Avant même que les Nazis n’arrivent au pouvoir, les Tsiganes en Allemagne étaient considérés asociaux et criminels. Leur façon de vivre en nomades contrecarrait les visées nationalistes des pays européens. Les Tsiganes, présents en Europe depuis le XVe siècle, viennent probablement d’Iran par le biais de l’Inde. Ils pratiquaient des métiers congruents à leur vie nomade, entre autres le commerce de chevaux et d’autres animaux. Ils n’avaient pas le droit d’acquérir les terres sur lesquelles ils résidaient et étaient souvent accusés de vols et de rapines. La plupart des Allemands souhaitaient leur départ. Au temps de la République de Weimar, déjà, il avait été décidé de tenir les Tsiganes à l’œil. En 1920, l’accès aux piscines et aux parcs publics leur est défendu. En 1925, il est décidé que les Tsiganes sans travail doivent travailler dans des camps, et que tous les Tsiganes doivent être couchés sur les registres de police. Les lois de Nuremberg de 1935 légalisent la discrimination. L’année 1937 voit le début de la concentration de Tsiganes dans des camps proches des grandes villes. Un an plus tard, Himmler édicte son Bekämpfung der Zigeunerplage (Décret pour la lutte contre le fléau tsigane). Dans ce cadre, diverses mesures sont prises : les papiers d’identité sont retirés, l’enregistrement à la police obligé, l’exercice de professions nomades entravé ; de nombreux Tsiganes sont assignés à domicile et d’autres aboutissent dans des camps de concentration. Ils y étaient mis au rang des asociaux. À partir de 1940, de grands groupes de Tsiganes sont stérilisés. La même année voit commencer les déportations massives.

La persécution et l’extermination des Roms (Tsiganes) est un phénomène moins connu et moins étudié que celui qui a frappé les Juifs. Entre-temps, les chercheurs ont adopté le mot romani Porajmos (la dévoration) ou celui de Samudaripen (hécatombe) pour qualifier l’extermination des Roms pendant la Seconde Guerre mondiale. Les Roms étant moins bien organisés que les Juifs, et bien des pays ne les enregistrant pas, il est difficile de savoir le nombre de Roms assassinés. Les estimations dignes de foi font état de 400 000 à 500 000.

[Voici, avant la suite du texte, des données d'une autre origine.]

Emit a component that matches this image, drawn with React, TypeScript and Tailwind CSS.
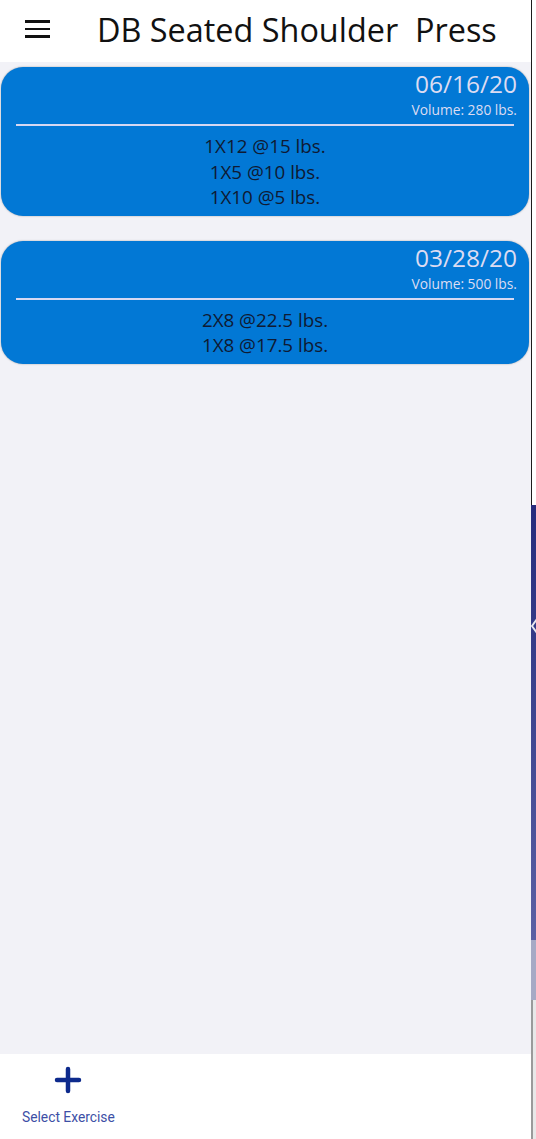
type Workout = {
  date: string;
  volume: number;
  sets: string[];
};

const workouts: Workout[] = [
  { date: "06/16/20", volume: 280, sets: ["1X12 @15 lbs.", "1X5 @10 lbs.", "1X10 @5 lbs."] },
  { date: "03/28/20", volume: 500, sets: ["2X8 @22.5 lbs.", "1X8 @17.5 lbs."] },
];

function WorkoutCard({ workout }: { workout: Workout }) {
  return (
    <li className="ml-px mr-[2px] rounded-[22px] bg-[#0278d5] pb-[5px] pt-[2px] shadow-[0_0_2px_rgba(0,0,0,0.35)]">
      <div className="pr-[12px] text-right text-[#dcdcf2]">
        <p className="text-[24.5px] leading-[29px]">{workout.date}</p>
        <p className="mt-[3px] text-[13.8px] leading-[18px]">Volume: {workout.volume} lbs.</p>
      </div>
      <hr className="mx-[15px] mt-[5px] border-0 border-t-2 border-[#d6d8f2]" />
      <ul className="mt-[8px] text-center text-[18.8px] leading-[25.5px] text-[#0f1a33]">
        {workout.sets.map((set, index) => (
          <li key={index}>{set}</li>
        ))}
      </ul>
    </li>
  );
}

export default function App() {
  return (
    <div className="flex h-[1139px] w-[536px] overflow-hidden font-['Open_Sans',sans-serif]">
      <div className="flex w-[531px] flex-col bg-[#f2f2f7]">
        <header className="flex h-[62px] shrink-0 items-center bg-white pb-[4px]">
          <button className="ml-[25px] flex w-[25px] flex-col gap-[5px]">
            <span className="h-[2.5px] w-full bg-[#111]" />
            <span className="h-[2.5px] w-full bg-[#111]" />
            <span className="h-[2.5px] w-full bg-[#111]" />
          </button>
          <h1 className="ml-[47px] whitespace-pre text-[32.4px] leading-none text-[#111]">
            DB Seated Shoulder  Press
          </h1>
        </header>
        <main className="flex-1">
          <ul className="mt-[5px] space-y-[25px]">
            {workouts.map((workout) => (
              <WorkoutCard key={workout.date} workout={workout} />
            ))}
          </ul>
        </main>
        <nav className="flex h-[85px] shrink-0 bg-white">
          <button className="ml-[22px] flex flex-col items-center pt-[12px] font-['Roboto',sans-serif]">
            <svg width="28" height="28" viewBox="0 0 28 28" fill="none">
              <path d="M14 3v22M3 14h22" stroke="#0d2a8c" strokeWidth="4.5" strokeLinecap="round" />
            </svg>
            <span className="mt-[15px] text-[13.8px] leading-[16px] text-[#3d4fa6]">Select Exercise</span>
          </button>
        </nav>
      </div>
      {/* sliver of the window behind */}
      <div className="flex w-[5px] flex-col">
        <div className="h-[505px] border-l border-[#1c1c1c] bg-white" />
        <div className="relative h-[435px] bg-gradient-to-b from-[#262b7c] to-[#5b60a4]">
          <svg className="absolute left-0 top-[113px]" width="5" height="16" viewBox="0 0 5 16" fill="none">
            <path d="M6 1L1 8l5 7" stroke="#e8e8f0" strokeWidth="2" />
          </svg>
        </div>
        <div className="h-[60px] bg-[#a6a9c5]" />
        <div className="flex-1 border-l-2 border-[#9a9a9a] bg-[#e8e8e8]" />
      </div>
    </div>
  );
}
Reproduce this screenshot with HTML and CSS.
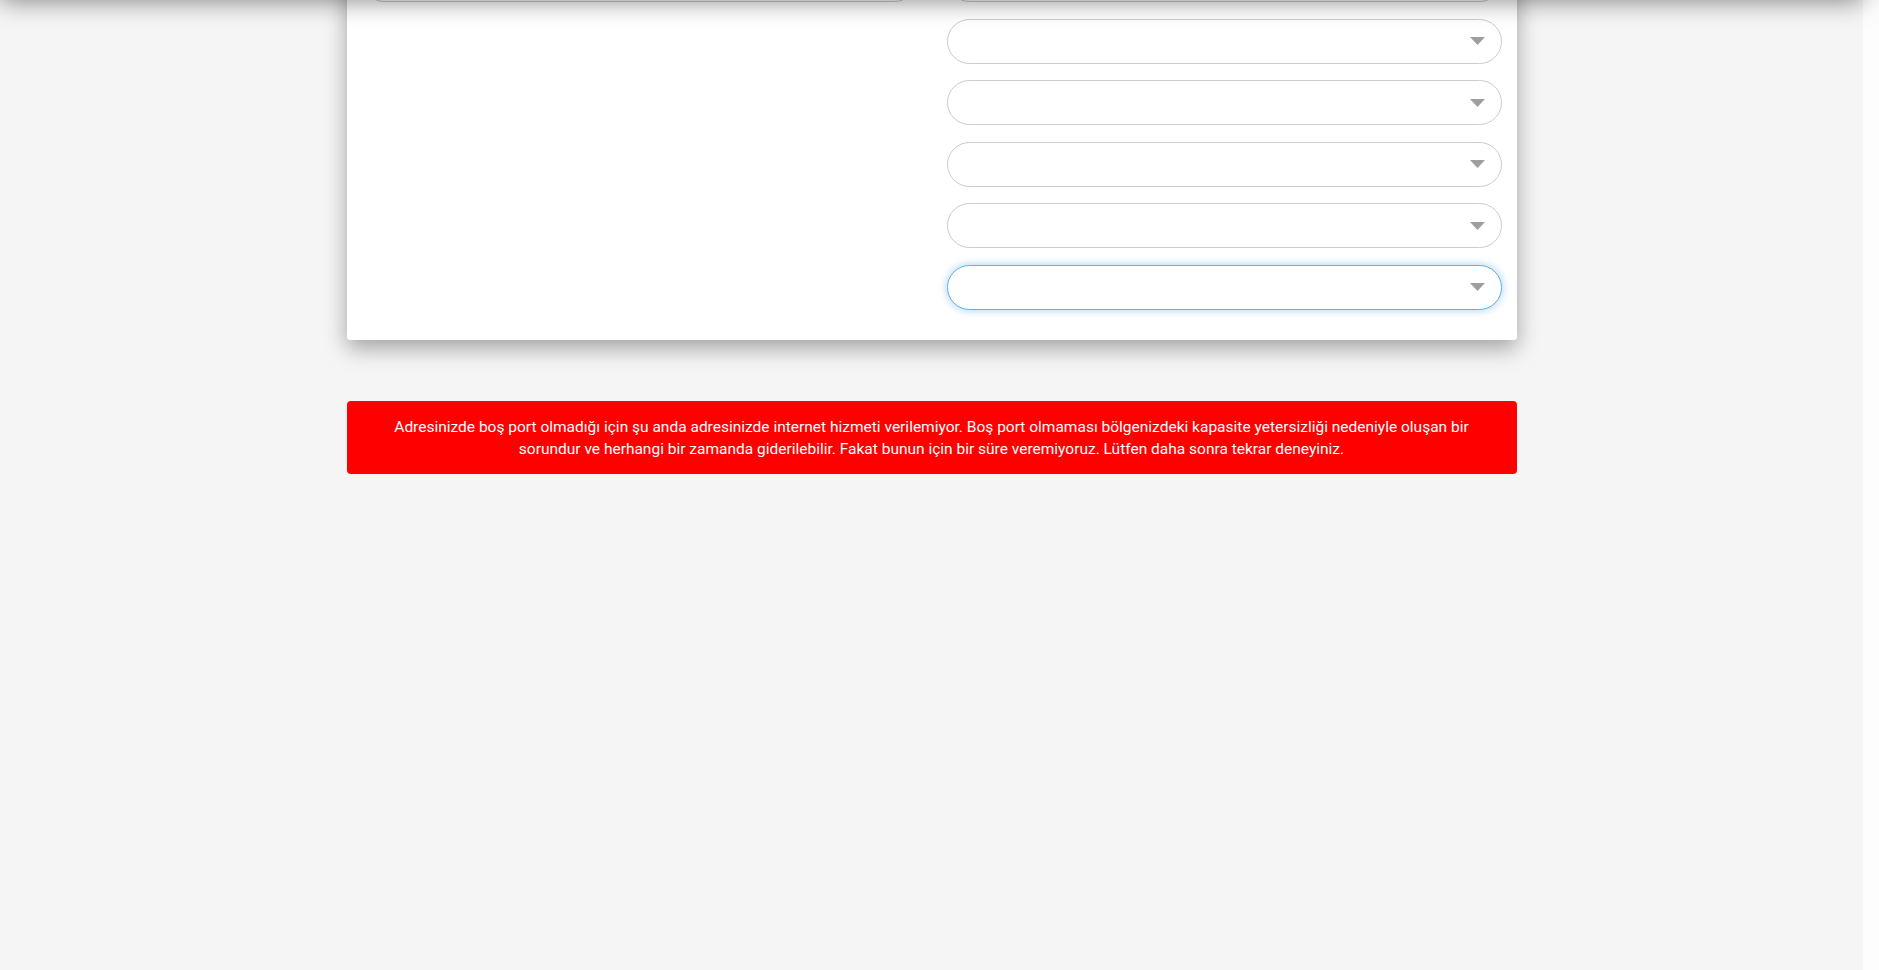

L’existence nomade des Roms suscite encore, et dans toute l’Europe, de nombreux préjugés, et rencontre des obstacles juridiques et pratiques de toutes sortes. Peu de lieux de séjour leur sont réservés, et ils sont rarement adaptés à leur accueil. Les villages et les villes où ils font halte n’espèrent qu’une chose : les voir partir le plus vite possible. Un bourgmestre belge n’a rien trouvé de mieux que de demander à un DJ local de jouer de la musique à pleins tubes près d’un campement de Tsiganes pour les chasser de son territoire ! Ils se font aussi régulièrement et violemment expulser de leurs campements par la police. De nos jours encore, leur vie nomade demeure une cause permanente d’exaspération pour l’État-nation.